The real value appears after people respond. Replies should not be scattered across LinkedIn, X, and email tabs. A good outbound workspace should show the conversation, source channel, lead context, suggested next step, and owner.

That lets a human spend time on warm conversations instead of inbox archaeology.

Where humans should stay in the loop

AI agents should not replace judgment in early outbound. The highest-leverage human checkpoints are:

  • Approving the ICP and exclusion rules.
  • Reviewing the first batch of qualified leads.
  • Approving message templates and sensitive claims.
  • Handling warm replies and negotiations.
  • Reviewing campaign learnings before scaling volume.

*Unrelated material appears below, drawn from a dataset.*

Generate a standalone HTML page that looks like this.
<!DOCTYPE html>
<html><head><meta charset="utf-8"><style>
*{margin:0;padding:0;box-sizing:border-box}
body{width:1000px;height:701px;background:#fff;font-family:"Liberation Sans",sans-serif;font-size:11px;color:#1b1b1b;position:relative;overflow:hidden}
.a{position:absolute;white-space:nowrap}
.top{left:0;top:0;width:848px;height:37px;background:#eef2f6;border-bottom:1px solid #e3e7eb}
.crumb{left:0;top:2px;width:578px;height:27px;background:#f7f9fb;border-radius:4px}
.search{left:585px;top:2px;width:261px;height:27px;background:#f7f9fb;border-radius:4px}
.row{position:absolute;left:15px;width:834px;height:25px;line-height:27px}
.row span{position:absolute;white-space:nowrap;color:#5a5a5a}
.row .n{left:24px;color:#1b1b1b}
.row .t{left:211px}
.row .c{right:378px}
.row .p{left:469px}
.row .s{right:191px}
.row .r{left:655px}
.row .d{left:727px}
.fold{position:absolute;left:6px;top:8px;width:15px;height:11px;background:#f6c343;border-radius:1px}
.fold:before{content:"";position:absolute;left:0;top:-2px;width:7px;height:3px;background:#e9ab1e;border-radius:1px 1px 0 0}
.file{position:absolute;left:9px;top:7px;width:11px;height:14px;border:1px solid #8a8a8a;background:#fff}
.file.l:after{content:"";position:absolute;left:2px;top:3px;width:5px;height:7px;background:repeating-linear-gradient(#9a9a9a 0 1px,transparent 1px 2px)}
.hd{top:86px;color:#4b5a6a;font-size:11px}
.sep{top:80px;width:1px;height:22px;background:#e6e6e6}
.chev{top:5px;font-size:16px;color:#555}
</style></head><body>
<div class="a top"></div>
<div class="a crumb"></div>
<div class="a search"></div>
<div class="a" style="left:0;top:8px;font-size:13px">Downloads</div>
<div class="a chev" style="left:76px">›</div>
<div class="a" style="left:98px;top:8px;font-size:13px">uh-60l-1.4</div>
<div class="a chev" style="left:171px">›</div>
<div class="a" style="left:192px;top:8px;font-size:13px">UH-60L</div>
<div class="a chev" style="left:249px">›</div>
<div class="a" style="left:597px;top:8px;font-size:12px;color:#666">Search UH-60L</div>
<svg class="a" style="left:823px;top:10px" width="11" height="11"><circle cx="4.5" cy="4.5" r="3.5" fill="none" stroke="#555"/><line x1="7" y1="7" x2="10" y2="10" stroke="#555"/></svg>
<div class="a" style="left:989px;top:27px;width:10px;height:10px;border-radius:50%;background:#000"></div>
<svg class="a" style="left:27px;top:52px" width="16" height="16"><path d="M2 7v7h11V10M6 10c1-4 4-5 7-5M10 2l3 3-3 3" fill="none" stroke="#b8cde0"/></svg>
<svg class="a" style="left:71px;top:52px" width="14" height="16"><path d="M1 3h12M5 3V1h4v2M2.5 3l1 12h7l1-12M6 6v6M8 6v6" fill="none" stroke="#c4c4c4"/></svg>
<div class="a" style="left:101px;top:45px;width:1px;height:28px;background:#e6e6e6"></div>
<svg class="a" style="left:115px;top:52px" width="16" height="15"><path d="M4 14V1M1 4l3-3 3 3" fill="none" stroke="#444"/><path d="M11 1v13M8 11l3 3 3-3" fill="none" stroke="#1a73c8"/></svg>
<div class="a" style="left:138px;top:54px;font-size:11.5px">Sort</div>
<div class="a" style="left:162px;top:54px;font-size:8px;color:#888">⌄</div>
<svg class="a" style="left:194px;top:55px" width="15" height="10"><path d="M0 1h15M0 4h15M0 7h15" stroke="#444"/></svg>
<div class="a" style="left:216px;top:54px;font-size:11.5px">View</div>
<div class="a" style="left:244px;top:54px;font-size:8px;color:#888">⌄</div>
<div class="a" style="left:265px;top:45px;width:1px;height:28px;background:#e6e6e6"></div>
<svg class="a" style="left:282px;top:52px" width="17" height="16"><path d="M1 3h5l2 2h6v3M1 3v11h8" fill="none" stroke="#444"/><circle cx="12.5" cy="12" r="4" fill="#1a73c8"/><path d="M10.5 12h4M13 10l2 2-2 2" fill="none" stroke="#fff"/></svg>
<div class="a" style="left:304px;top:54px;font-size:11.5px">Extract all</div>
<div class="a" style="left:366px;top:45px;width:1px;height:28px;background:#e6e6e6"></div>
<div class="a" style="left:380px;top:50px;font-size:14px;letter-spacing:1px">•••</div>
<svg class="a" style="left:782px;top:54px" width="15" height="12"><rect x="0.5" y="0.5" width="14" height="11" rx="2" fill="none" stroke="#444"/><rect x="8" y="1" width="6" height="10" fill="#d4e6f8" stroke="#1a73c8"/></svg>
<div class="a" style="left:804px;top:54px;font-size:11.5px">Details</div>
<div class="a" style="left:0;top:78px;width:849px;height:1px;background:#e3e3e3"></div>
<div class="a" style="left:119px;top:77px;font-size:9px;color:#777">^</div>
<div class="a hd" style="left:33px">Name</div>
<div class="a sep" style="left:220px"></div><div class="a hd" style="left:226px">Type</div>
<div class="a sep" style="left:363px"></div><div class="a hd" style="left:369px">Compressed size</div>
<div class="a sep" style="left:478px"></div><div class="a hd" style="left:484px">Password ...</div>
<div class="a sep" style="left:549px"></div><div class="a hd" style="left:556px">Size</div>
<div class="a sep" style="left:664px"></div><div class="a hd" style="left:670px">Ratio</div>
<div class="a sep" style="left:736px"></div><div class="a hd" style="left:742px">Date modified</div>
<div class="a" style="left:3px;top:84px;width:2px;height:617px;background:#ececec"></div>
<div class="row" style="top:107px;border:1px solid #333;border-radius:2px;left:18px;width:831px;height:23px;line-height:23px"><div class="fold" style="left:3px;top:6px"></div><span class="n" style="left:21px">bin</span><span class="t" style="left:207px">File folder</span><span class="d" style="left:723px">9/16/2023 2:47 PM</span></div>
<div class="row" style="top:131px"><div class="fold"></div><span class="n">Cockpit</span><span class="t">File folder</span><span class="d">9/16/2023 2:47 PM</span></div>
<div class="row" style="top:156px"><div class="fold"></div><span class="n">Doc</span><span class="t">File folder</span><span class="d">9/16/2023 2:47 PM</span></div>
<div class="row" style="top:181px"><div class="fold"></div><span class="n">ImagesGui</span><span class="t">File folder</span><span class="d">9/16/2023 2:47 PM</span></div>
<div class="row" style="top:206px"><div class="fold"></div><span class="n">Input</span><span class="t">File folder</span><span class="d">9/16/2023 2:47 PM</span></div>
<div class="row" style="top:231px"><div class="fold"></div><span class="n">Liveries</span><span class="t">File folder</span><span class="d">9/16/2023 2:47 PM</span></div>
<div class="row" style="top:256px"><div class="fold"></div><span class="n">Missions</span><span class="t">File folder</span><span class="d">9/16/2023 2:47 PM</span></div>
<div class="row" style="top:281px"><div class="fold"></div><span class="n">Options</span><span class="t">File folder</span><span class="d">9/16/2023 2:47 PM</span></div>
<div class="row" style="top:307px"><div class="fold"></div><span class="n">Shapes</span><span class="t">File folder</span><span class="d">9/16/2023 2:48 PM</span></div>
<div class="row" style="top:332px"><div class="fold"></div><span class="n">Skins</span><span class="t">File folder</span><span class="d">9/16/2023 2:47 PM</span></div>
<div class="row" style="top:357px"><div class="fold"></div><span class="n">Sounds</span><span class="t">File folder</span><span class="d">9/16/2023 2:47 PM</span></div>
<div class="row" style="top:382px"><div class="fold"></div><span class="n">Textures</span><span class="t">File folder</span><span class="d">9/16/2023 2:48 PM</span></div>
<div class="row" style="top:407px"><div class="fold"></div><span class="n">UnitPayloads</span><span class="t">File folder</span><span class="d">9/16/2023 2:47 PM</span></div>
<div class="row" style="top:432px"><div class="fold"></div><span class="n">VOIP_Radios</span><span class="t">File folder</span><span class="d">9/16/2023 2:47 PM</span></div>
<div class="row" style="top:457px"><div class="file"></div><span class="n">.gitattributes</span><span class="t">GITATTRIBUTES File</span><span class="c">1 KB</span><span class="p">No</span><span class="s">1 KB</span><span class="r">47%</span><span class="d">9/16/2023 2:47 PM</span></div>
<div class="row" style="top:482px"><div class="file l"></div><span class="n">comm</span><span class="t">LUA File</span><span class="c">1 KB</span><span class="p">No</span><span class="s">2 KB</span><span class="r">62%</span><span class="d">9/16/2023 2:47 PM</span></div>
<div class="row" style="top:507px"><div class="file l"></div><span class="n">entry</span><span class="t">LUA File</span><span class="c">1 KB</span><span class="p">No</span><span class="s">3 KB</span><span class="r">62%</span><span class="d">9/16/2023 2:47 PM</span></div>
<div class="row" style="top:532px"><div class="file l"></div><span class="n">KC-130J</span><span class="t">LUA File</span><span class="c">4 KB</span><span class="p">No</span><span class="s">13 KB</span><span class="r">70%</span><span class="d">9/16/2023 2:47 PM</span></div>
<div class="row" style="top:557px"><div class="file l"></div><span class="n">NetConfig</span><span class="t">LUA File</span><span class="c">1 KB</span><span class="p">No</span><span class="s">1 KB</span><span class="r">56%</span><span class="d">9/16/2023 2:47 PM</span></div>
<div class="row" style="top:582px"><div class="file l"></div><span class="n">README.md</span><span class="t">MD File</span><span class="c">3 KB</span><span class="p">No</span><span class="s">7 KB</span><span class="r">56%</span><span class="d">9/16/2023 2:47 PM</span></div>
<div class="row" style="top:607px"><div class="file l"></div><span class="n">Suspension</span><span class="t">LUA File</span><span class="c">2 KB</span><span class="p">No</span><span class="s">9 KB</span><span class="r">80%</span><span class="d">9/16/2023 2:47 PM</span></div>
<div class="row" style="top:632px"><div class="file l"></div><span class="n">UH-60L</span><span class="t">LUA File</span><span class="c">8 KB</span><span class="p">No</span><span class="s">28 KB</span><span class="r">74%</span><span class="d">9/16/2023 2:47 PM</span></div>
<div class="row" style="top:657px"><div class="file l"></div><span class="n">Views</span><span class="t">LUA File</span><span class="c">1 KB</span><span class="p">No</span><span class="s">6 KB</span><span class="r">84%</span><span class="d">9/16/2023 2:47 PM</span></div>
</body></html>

The point is not "set and forget." The point is to move repetitive research, drafting, and routing into a system so the team can focus on conversations.

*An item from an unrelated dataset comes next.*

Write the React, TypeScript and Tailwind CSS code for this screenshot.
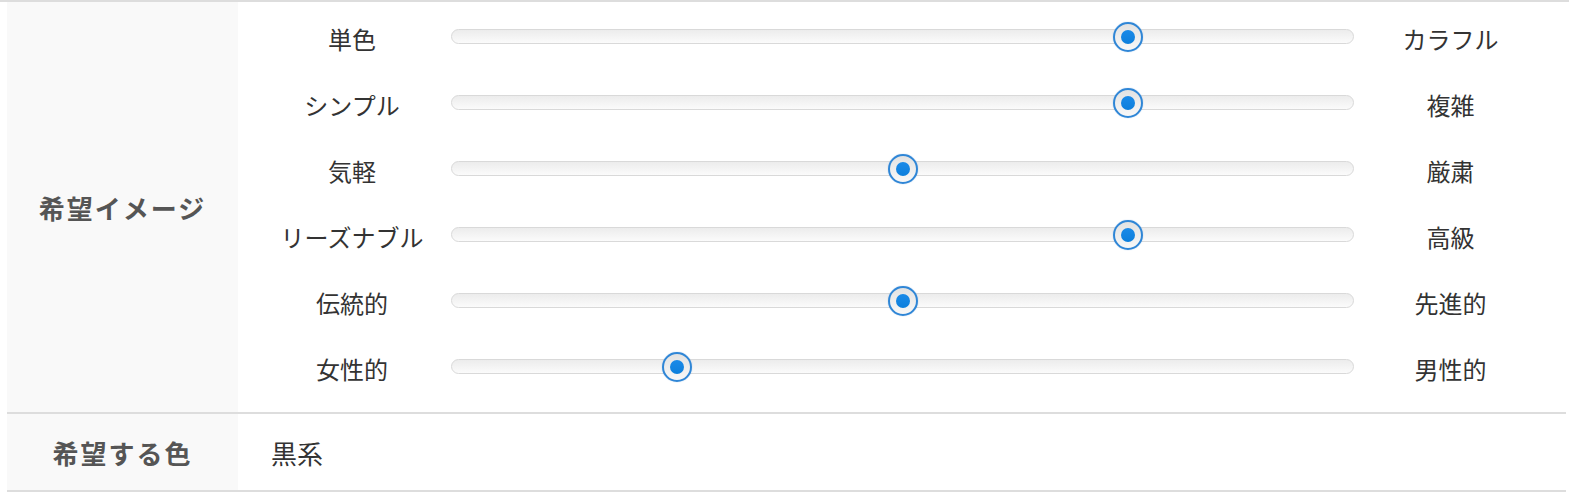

How Reach Agents fits this workflow

Reach Agents is built for connected outbound workflows across LinkedIn, X, and email. The public product pages focus on connected accounts, campaigns, reply management, and agent-assisted growth operations.

A practical first setup looks like this:

  1. Define the ICP and trigger signals.
  2. Connect the channels you actually want to use first.
  3. Start with a small reviewed lead batch.
  4. Approve the first messages before scaling.
  5. Manage replies from one workspace.
  6. Convert campaign learnings into the next targeting rule.

If you are not sure which channel to start with, use the Reach Agents growth plan wizard. If you want to see account and campaign setup, start with the docs or book a walkthrough.

A simple launch checklist

Before launching an AI outbound campaign, make sure you can answer these questions:

  • Who exactly are we trying to reach?
  • What public or business signal makes them relevant now?
  • Which channel is the best first touch?
  • What claims are approved and what claims are off-limits?
  • Who reviews replies?
  • What happens when someone says yes, no, or asks for more context?
  • How will we decide whether to scale, pause, or rewrite the campaign?

If those answers are clear, an AI outbound agent can become a real operating system for growth instead of another automation tool.